One of the main draws of owning a smartwatch is that you can usually change their faces to whatever you want, whether it be something novel or something that resembles a more traditional watch face. Turns out classic watchmakers don’t like that, however.

Swatch Group, the parent of the Swatch brand as well as Omega, Longines, Tissot and Breguet, wants Samsung to pay it “triple digits in millions” for providing virtual watch faces resembling those from the group’s stable.

The Swiss outfit filed a suit Friday against the South Korean electronics giant in the U.S. District Court for the Southern District of New York. It chose the U.S. As the venue for the suit as Swatch’s trademarks are registered there.

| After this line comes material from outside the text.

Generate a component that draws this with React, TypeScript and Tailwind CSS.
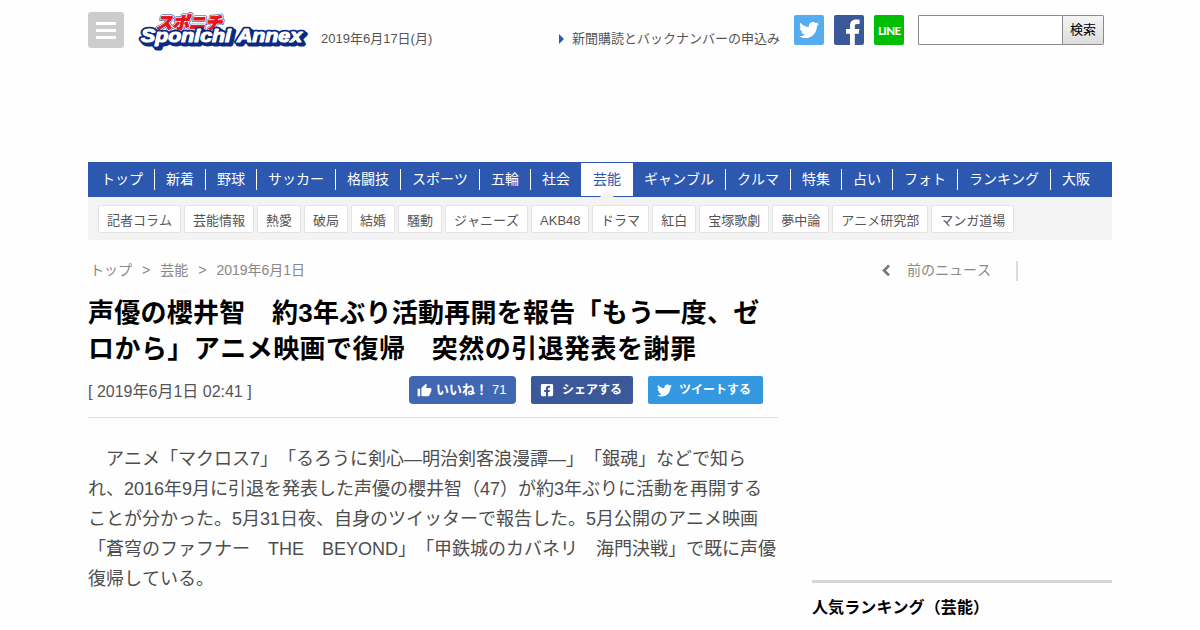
import { FaFacebookSquare, FaTwitter } from 'react-icons/fa';
import { MdThumbUp } from 'react-icons/md';

const navItems = [
  'トップ', '新着', '野球', 'サッカー', '格闘技', 'スポーツ', '五輪', '社会',
  '芸能', 'ギャンブル', 'クルマ', '特集', '占い', 'フォト', 'ランキング', '大阪',
];

const subItems = [
  '記者コラム', '芸能情報', '熱愛', '破局', '結婚', '騒動', 'ジャニーズ',
  'AKB48', 'ドラマ', '紅白', '宝塚歌劇', '夢中論', 'アニメ研究部', 'マンガ道場',
];

const bodyLines = [
  '　アニメ「マクロス7」「るろうに剣心―明治剣客浪漫譚―」「銀魂」などで知ら',
  'れ、2016年9月に引退を発表した声優の櫻井智（47）が約3年ぶりに活動を再開する',
  'ことが分かった。5月31日夜、自身のツイッターで報告した。5月公開のアニメ映画',
  '「蒼穹のファフナー　THE　BEYOND」「甲鉄城のカバネリ　海門決戦」で既に声優',
  '復帰している。',
];

function Logo() {
  return (
    <svg width="172" height="52" viewBox="0 -12 172 52" className="-mt-3 ml-[13px] shrink-0">
      <g strokeLinejoin="round">
        <g transform="skewX(-14)" fontFamily="'Noto Sans CJK JP', sans-serif" fontSize="17" fontWeight="900">
          <text x="23" y="17" textLength="66" lengthAdjust="spacingAndGlyphs" fill="#2c4596" stroke="#2c4596" strokeWidth="3.6">スポニチ</text>
          <text x="23" y="17" textLength="66" lengthAdjust="spacingAndGlyphs" fill="#e6141e" stroke="#fff" strokeWidth="2.4" paintOrder="stroke">スポニチ</text>
          <text x="23" y="17" textLength="66" lengthAdjust="spacingAndGlyphs" fill="#e6141e" stroke="#e6141e" strokeWidth="0.8">スポニチ</text>
        </g>
        <g fontFamily="'Liberation Sans', Arial, sans-serif" fontSize="18" fontWeight="bold" fontStyle="italic">
          <text x="6" y="32" textLength="161" lengthAdjust="spacingAndGlyphs" fill="#0c2a80" stroke="#0c2a80" strokeWidth="5">Sponichi Annex</text>
          <text x="4" y="30" textLength="161" lengthAdjust="spacingAndGlyphs" fill="#fff" stroke="#0c2a80" strokeWidth="4.5" paintOrder="stroke">Sponichi Annex</text>
          <text x="4" y="30" textLength="161" lengthAdjust="spacingAndGlyphs" fill="#fff" stroke="#fff" strokeWidth="1">Sponichi Annex</text>
        </g>
      </g>
    </svg>
  );
}

function Header() {
  return (
    <header className="flex h-[162px] items-start pt-3 text-[13px] text-[#555]">
      <button className="flex size-9 shrink-0 flex-col items-center justify-center gap-1 rounded-[3px] bg-[#ccc]">
        <span className="h-[3px] w-5 bg-white" />
        <span className="h-[3px] w-5 bg-white" />
        <span className="h-[3px] w-5 bg-white" />
      </button>
      <Logo />
      <p className="ml-3 mt-[17px] leading-5">2019年6月17日(月)</p>
      <div className="ml-auto mt-[3px] flex">
        <a className="mr-[14px] mt-[14px] flex h-5 items-center whitespace-nowrap leading-5">
          <span className="mr-2 border-y-[5px] border-l-[5px] border-y-transparent border-l-[#2c5aa8]" />
          新聞購読とバックナンバーの申込み
        </a>
        <a className="mr-2.5 flex size-[30px] items-center justify-center rounded-[2px] bg-[#55acee]">
          <FaTwitter className="size-5 text-white" />
        </a>
        <a className="mr-2.5 block size-[30px] overflow-hidden rounded-[2px] bg-[#3b5998]">
          <svg viewBox="0 0 30 30" fill="#fff">
            <path d="M16 30V18.7h-4v-4.8h4v-3.2c0-4 2.3-6.2 5.9-6.2 1.7 0 3.2.1 3.7.2v4.3h-2.5c-2 0-2.3.9-2.3 2.3v2.6h4.6l-.7 4.8h-3.9V30z" />
          </svg>
        </a>
        <a className="mr-[14px] block size-[30px] rounded-[2px] bg-[#00be00]">
          <svg width="30" height="30" viewBox="0 0 30 30">
            <text x="4" y="19.5" textLength="23" lengthAdjust="spacing" fill="#fff" fontFamily="Lato, 'Liberation Sans', sans-serif" fontSize="11.5" fontWeight="900">LINE</text>
          </svg>
        </a>
        <input className="h-[30px] w-[145px] rounded-l-[1px] border border-[#8a8a8a] bg-white" />
        <button className="mr-2 h-[30px] w-[41px] rounded-r-[2px] border border-l-0 border-[#8a8a8a] bg-gradient-to-b from-[#f5f5f5] to-[#dcdcdc] text-black">
          検索
        </button>
      </div>
    </header>
  );
}

function Nav() {
  return (
    <nav>
      <ul className="flex h-[35px] items-center bg-[#2d58b0] pl-[2px] text-sm text-white">
        {navItems.map((item, i) =>
          item === '芸能' ? (
            <li key={item} className="relative h-[33px] bg-white px-3 leading-[33px] text-[#2d58b0]">
              {item}
              <span className="absolute -bottom-px left-[19px] border-x-[7px] border-b-[6px] border-x-transparent border-b-[#f3f3f3]" />
            </li>
          ) : (
            <li
              key={item}
              className={`h-[21px] whitespace-nowrap px-[11px] leading-[21px] ${i === 7 || i === 15 ? '' : 'border-r border-white'}`}
            >
              {item}
            </li>
          )
        )}
      </ul>
      <ul className="flex h-[43px] gap-[3px] bg-[#f3f3f3] pl-2.5 pt-2 text-[13px] text-[#555]">
        {subItems.map((item) => (
          <li
            key={item}
            className={`h-7 whitespace-nowrap rounded-[2px] border border-[#e4e4e4] bg-white px-2 leading-[29px] ${item === 'AKB48' ? 'w-[58px]' : ''}`}
          >
            {item}
          </li>
        ))}
      </ul>
    </nav>
  );
}

function Article() {
  return (
    <article className="w-[690px]">
      <div className="ml-[2px] mt-5 flex h-5 items-center gap-2.5 text-sm text-[#888]">
        <span>トップ</span>
        <span>&gt;</span>
        <span>芸能</span>
        <span>&gt;</span>
        <span>2019年6月1日</span>
      </div>
      <h1 className="mt-[15px] whitespace-nowrap text-[26px] font-bold leading-9 text-black">
        <span className="tracking-[0.27px]">声優の櫻井智　約3年ぶり活動再開を報告「もう一度、ゼ</span>
        <br />
        <span className="tracking-[0.45px]">ロから」アニメ映画で復帰　突然の引退発表を謝罪</span>
      </h1>
      <div className="flex h-[51px] items-start border-b border-[#ddd] pr-[15px] pt-[9px]">
        <time className="mt-1 text-base leading-6 text-[#555]">[ 2019年6月1日 02:41 ]</time>
        <div className="ml-auto flex gap-[15px] whitespace-nowrap text-[13px] font-bold text-white">
          <a className="flex h-7 w-[107px] items-center rounded bg-[#4267b2] pl-2">
            <MdThumbUp className="mr-1 size-[15px]" />
            いいね！<span className="ml-1 font-normal">71</span>
          </a>
          <a className="flex h-7 w-[102px] items-center rounded-[2px] bg-[#3b5998] pl-[9px] text-xs">
            <FaFacebookSquare className="mr-2 size-[14px]" />
            シェアする
          </a>
          <a className="flex h-7 w-[115px] items-center rounded-[2px] bg-[#3498e1] pl-[9px] text-xs">
            <FaTwitter className="mr-[7px] size-[15px]" />
            ツイートする
          </a>
        </div>
      </div>
      <div className="mt-[26px] whitespace-nowrap text-lg leading-[30px] text-[#4d4d4d]">
        {bodyLines.map((line) => (
          <p key={line}>{line}</p>
        ))}
      </div>
    </article>
  );
}

function Sidebar() {
  return (
    <aside className="w-[300px]">
      <div className="mt-[21px] flex h-5 w-[206px] items-center justify-end border-r-2 border-[#ddd] pr-[25px] text-sm leading-5 text-[#888]">
        <svg width="9" height="12" viewBox="0 0 9 12" fill="none" stroke="#777" strokeWidth="2.6" className="mb-0.5 mr-4">
          <path d="M7 1.500L2 6.500l5 5" />
        </svg>
        <span className="mb-0.5">前のニュース</span>
      </div>
      <h2 className="mt-[299px] border-t-[3px] border-[#d6d6d6] pt-[13px] text-base font-bold leading-6 tracking-[0.1px] text-black">
        人気ランキング（芸能）
      </h2>
    </aside>
  );
}

export default function App() {
  return (
    <div className="h-[630px] w-[1200px] overflow-hidden bg-[#fefefe] font-['Liberation_Sans','Noto_Sans_CJK_JP',sans-serif] [font-kerning:none] [text-spacing-trim:space-all]">
      <div className="mx-auto w-[1024px]">
        <Header />
        <Nav />
        <main className="flex justify-between">
          <Article />
          <Sidebar />
        </main>
      </div>
    </div>
  );
}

“This unabashed copying of the trademarks can have only one purpose–to trade off the fame, reputation, and goodwill of the Swatch Group Companies’ products and marks built painstakingly over decades,” the filing read, according to Reuters.

Samsung does offer a variety of downloadable faces for its Gear watches, but so do third-party services such as Facer, which carry designs from various developers. Policing these designs might prove challenging.

Swatch has long been cautious on the shift to smartwatches, offering only limited “smart” functionality, though its long-awaited, Swiss-made smartwatch operating system will reportedly land early this year.

Tech firms have faced clock-face-related legal issues in the past, most notably Apple, which ended up settling a complaint by the Swiss railway operator SBB in 2012. SBB’s rail-station clocks are iconic and the design is exclusive to watchmaker Mondaine, but Apple had, ahem, borrowed it for its iPad clocks.

Samsung had not responded to a request for comment at the time of writing.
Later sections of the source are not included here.